### Information shown
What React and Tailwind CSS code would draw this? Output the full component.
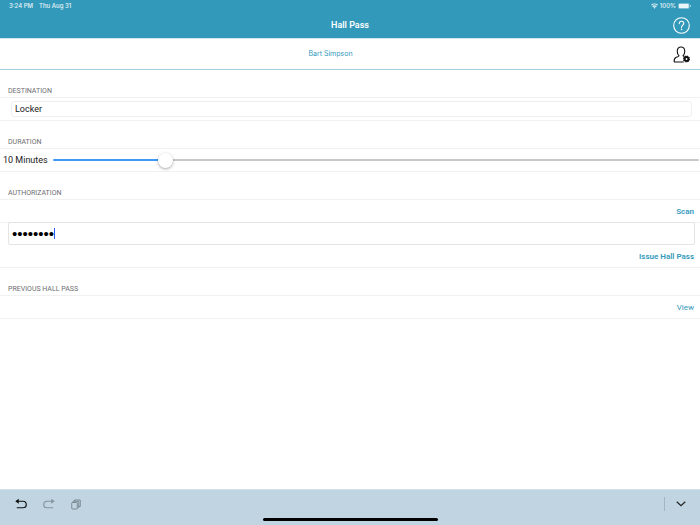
import React, { useState } from 'react';

const MAX_MINUTES = 60;

const StatusBar = () => (
    <div className="flex items-center justify-between h-3 px-[9px] font-['Inter','Liberation_Sans',sans-serif] text-[6px] leading-3 font-medium text-white/90">
        <div className="flex gap-[6px]">
            <span>3:24 PM</span>
            <span>Thu Aug 31</span>
        </div>
        <div className="flex items-center gap-[2px]">
            <svg viewBox="0 0 16 12" className="w-[7px] h-[6px]" fill="none" stroke="currentColor" strokeWidth="2.6">
                <path d="M1 4.2a10 10 0 0 1 14 0" />
                <path d="M3.6 7.4a6.2 6.2 0 0 1 8.8 0" />
                <path d="M8 12 5.6 9.6a3.4 3.4 0 0 1 4.8 0z" fill="currentColor" stroke="none" />
            </svg>
            <span>100%</span>
            <svg viewBox="0 0 26 12" className="w-[13px] h-[6px]" fill="none">
                <rect x="0.5" y="0.5" width="22" height="11" rx="3" stroke="currentColor" strokeOpacity="0.5" />
                <rect x="1.5" y="1.5" width="20" height="9" rx="2" fill="currentColor" />
                <path d="M24 4v4c1-.3 1.5-1 1.5-2S25 4.3 24 4z" fill="currentColor" />
            </svg>
        </div>
    </div>
);

const HelpIcon = () => (
    <svg viewBox="0 0 34 34" className="w-[17px] h-[17px]" fill="none" stroke="white" strokeWidth="2.2">
        <circle cx="17" cy="17" r="15.6" />
        <path d="M12.5 13.2c0-2.9 2-4.7 4.6-4.7s4.5 1.7 4.5 4.2c0 3.7-4.5 3.8-4.5 8" strokeLinecap="round" />
        <circle cx="17.1" cy="24.8" r="1.6" fill="white" stroke="none" />
    </svg>
);

const UserSettingsIcon = () => (
    <svg viewBox="0 0 34 34" className="w-[17px] h-[17px]" fill="none" stroke="#111" strokeWidth="2.2">
        <path d="M21.5 32H2.5c-.6-4 .2-7.5 3.3-9 2.6-1.2 5.7-1.2 6.2-3.5-2.4-2.1-3.5-5.2-3.5-9 0-5 2.7-8.5 7.5-8.5s7.5 3.5 7.5 8.5c0 3.8-1.1 6.900-3.5 9l2 1.5" strokeLinejoin="round" />
        <circle cx="27" cy="26" r="3.8" strokeWidth="4" />
        <circle cx="27" cy="26" r="5.9" strokeWidth="2.2" strokeDasharray="2.6 2.03" />
    </svg>
);

const UndoIcon = () => (
    <svg viewBox="0 0 24 24" className="w-3 h-3" fill="none" stroke="currentColor" strokeWidth="2.4">
        <path d="M3 6.5h13a5.7 5.7 0 0 1 0 13H3.5" />
        <path d="M7.5 1.5v10L.5 6.5z" fill="currentColor" stroke="none" />
    </svg>
);

const PasteIcon = () => (
    <svg viewBox="0 0 20 22" className="w-[10px] h-[11px]" fill="none" stroke="currentColor" strokeWidth="1.8">
        <rect x="1.5" y="7" width="11" height="13" rx="1" />
        <path d="M4 6.5V4.5h11.5v13h-2M7 4V2h11.5v13h-3" />
    </svg>
);

const SectionTitle = ({ children }) => (
    <h2 className="flex items-end h-7 px-2 border-b border-[#f1f1f1] text-[7px] leading-[12px] text-[#6d6d72]">
        {children}
    </h2>
);

const ActionRow = ({ label, className }) => (
    <div className="flex items-start justify-end h-[23px] pt-[6px] px-[6px] border-b border-[#f1f1f1]">
        <button type="button" className={`text-[8px] leading-3 text-[#3299bb] ${className}`}>{label}</button>
    </div>
);

const App = () => {
    const [destination, setDestination] = useState('Locker');
    const [minutes, setMinutes] = useState(10);
    const [pin, setPin] = useState('12345678');

    const percent = (minutes / MAX_MINUTES) * 100;

    return (
        <div className="flex flex-col min-h-screen bg-white font-['Roboto','Liberation_Sans',sans-serif] text-[#222]">
            <header className="bg-[#3299bb]">
                <StatusBar />
                <div className="grid grid-cols-3 items-center h-[27px] px-[10px] border-b border-[#cfe6ef]">
                    <h1 className="col-start-2 text-center text-[9px] leading-3 font-semibold text-white">Hall Pass</h1>
                    <button type="button" aria-label="Help" className="justify-self-end"><HelpIcon /></button>
                </div>
            </header>

            <div className="flex items-center h-[31px] pr-[10px] border-b border-[#a5d0df]">
                <a href="#student" className="flex-1 text-center font-['Inter','Liberation_Sans',sans-serif] text-[7px] leading-3 text-[#3299bb]">Bart Simpson</a>
                <button type="button" aria-label="Student settings" className="ml-3"><UserSettingsIcon /></button>
            </div>

            <main className="flex-1">
                <section>
                    <SectionTitle>DESTINATION</SectionTitle>
                    <div className="flex items-center h-[23px] pl-[11px] pr-2 border-b border-[#f1f1f1]">
                        <input
                            type="text"
                            aria-label="Destination"
                            value={destination}
                            onChange={(e) => setDestination(e.target.value)}
                            className="w-full h-4 px-[3px] rounded-[3px] border border-[#efefef] text-[9px] leading-3 outline-none"
                        />
                    </div>
                </section>

                <section>
                    <SectionTitle>DURATION</SectionTitle>
                    <div className="flex items-center gap-[5px] h-[23px] pl-[3px] pr-[1px] border-b border-[#f1f1f1]">
                        <label htmlFor="duration" className="text-[9px] leading-3 whitespace-nowrap">{minutes} Minutes</label>
                        <input
                            id="duration"
                            type="range"
                            min="0"
                            max={MAX_MINUTES}
                            value={minutes}
                            onChange={(e) => setMinutes(Number(e.target.value))}
                            style={{ backgroundImage: `linear-gradient(to right, #3f97f6 ${percent}%, #c8c8ca ${percent}%)` }}
                            className="flex-1 min-w-0 h-[2px] rounded-full appearance-none outline-none [&::-webkit-slider-thumb]:appearance-none [&::-webkit-slider-thumb]:w-[15px] [&::-webkit-slider-thumb]:h-[15px] [&::-webkit-slider-thumb]:rounded-full [&::-webkit-slider-thumb]:bg-white [&::-webkit-slider-thumb]:shadow-[0_1px_3px_rgba(0,0,0,0.35)]"
                        />
                    </div>
                </section>

                <section>
                    <SectionTitle>AUTHORIZATION</SectionTitle>
                    <ActionRow label="Scan" className="font-semibold" />
                    <label className="flex items-center h-[23px] -mt-px ml-2 mr-[5px] px-[3px] rounded-[2px] border border-[#e4e4e4] cursor-text">
                        <input
                            type="password"
                            aria-label="Authorization PIN"
                            value={pin}
                            onChange={(e) => setPin(e.target.value)}
                            className="[field-sizing:content] font-['Liberation_Sans',sans-serif] text-[15px] leading-5 text-black caret-transparent outline-none"
                        />
                        <span className="w-px h-[11px] bg-[#2f5bff]" />
                    </label>
                    <ActionRow label="Issue Hall Pass" className="font-semibold" />
                </section>

                <section>
                    <SectionTitle>PREVIOUS HALL PASS</SectionTitle>
                    <ActionRow label="View" className="font-normal" />
                </section>
            </main>

            <footer className="h-9 bg-[#c0d5e1] border-t border-[#d0e0e8]">
                <div className="flex items-center h-7 pl-[15px] pr-[14px]">
                    <div className="flex items-center gap-4">
                        <button type="button" aria-label="Undo" className="text-[#111]"><UndoIcon /></button>
                        <button type="button" aria-label="Redo" className="text-[#84949d] -scale-x-100"><UndoIcon /></button>
                        <button type="button" aria-label="Paste" className="text-[#74838c]"><PasteIcon /></button>
                    </div>
                    <div className="flex items-center gap-[11px] ml-auto">
                        <span className="w-px h-[14px] bg-[#a3b5bf]" />
                        <button type="button" aria-label="Hide keyboard" className="text-[#222]">
                            <svg viewBox="0 0 20 12" className="w-[10px] h-[6px]" fill="none" stroke="currentColor" strokeWidth="2.4">
                                <path d="m1.5 1.5 8.5 8 8.5-8" />
                            </svg>
                        </button>
                    </div>
                </div>
                <div className="w-1/4 h-[3px] mx-auto rounded-full bg-black" />
            </footer>
        </div>
    );
};

export default App;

### Exercise
Pictures stay out. Print the data exactly, from its first line through the line containing "const MAX_MINUTES = 60;".

### Written response
What React and Tailwind CSS code would draw this? Output the full component.
import React, { useState } from 'react';

const MAX_MINUTES = 60;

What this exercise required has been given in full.